El espacio del cuadro, su lógica interna, su realidad y no sus imágenes, es lo que permite que convivan ambas esferas. Hombre y rama, arquitectura y rama, las diversas formas de penetración de las formas en el espacio, en lo no pintado, en el silencio, al encajar en el cuadro comienzan a sentirse en su verdadero lugar en el mundo: en todas partes y en ninguna. Nuca de árbol, tobillo de rama, columna de brote, hoja de labio, las relaciones e insinuaciones que manifiestan entre sí las imágenes de uno y otro orden constituyen el tema de estos cuadros donde las imágenes de las plantas, de las arquitecturas y de los hombres se invaden, se afrontan, se solapan y se descifran.
Al principio de estas páginas hablaba de ese ir y venir de las imágenes sobre el hombre actual, que se proyectan sobre nosotros y proyectamos indescifradas como espejos. Las visiones de Amadeo Olmos son consecuencia de una distinta actitud que cuestiona las imágenes sin ironía, ni dramatismo, con extraña calma. Pocas personas poseen su paciencia para observar durante días y días. Para él el universo siempre es crisálida a punto de transformarse en otra cosa. Mira y pinta esa extrañeza, sin la cual no hay pensamiento. O tal vez tan sólo su dulce espera.

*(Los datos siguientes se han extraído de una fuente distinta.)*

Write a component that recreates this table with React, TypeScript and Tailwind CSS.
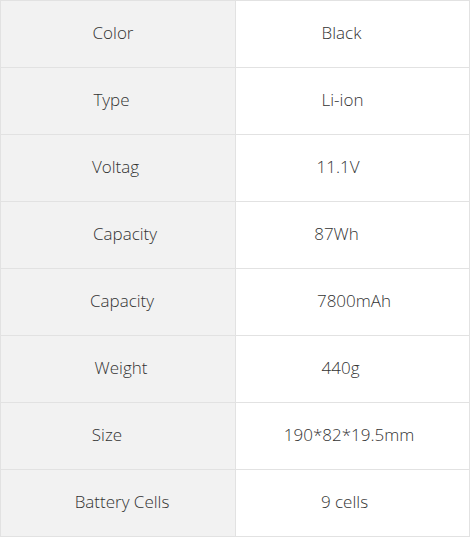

Su actitud ante la vida es contemplativa y también constructiva. Le gusta hacer – pintar en este caso – y ver qué ocurre, sin juicio, ilusión o melancolía, percibiendo intacto el misterio auténtico que ofrece el deseo de conocer cuando se convierte en una experiencia científica, artística o espiritual.
Aunque en los últimos cuadros la representación regresa al primer plano y las figuras adquieren vida casi con rabia. [Sin título, 54 ], enfrentándose a lo que miran con tensión. Las formas se despegan del anonimato y el contraste entre el color y el fondo monocromo es más intenso. Uno de los personajes se vuelve e interroga. [Sin título, 59] ¿Qué tratan de penetrar esos ojos? Ya no es el silencio quien interpela al espectador, sino algo aún sin forma, como una gota de agua que está a punto de rebasar un vaso. ¿Tal vez aflora la conciencia?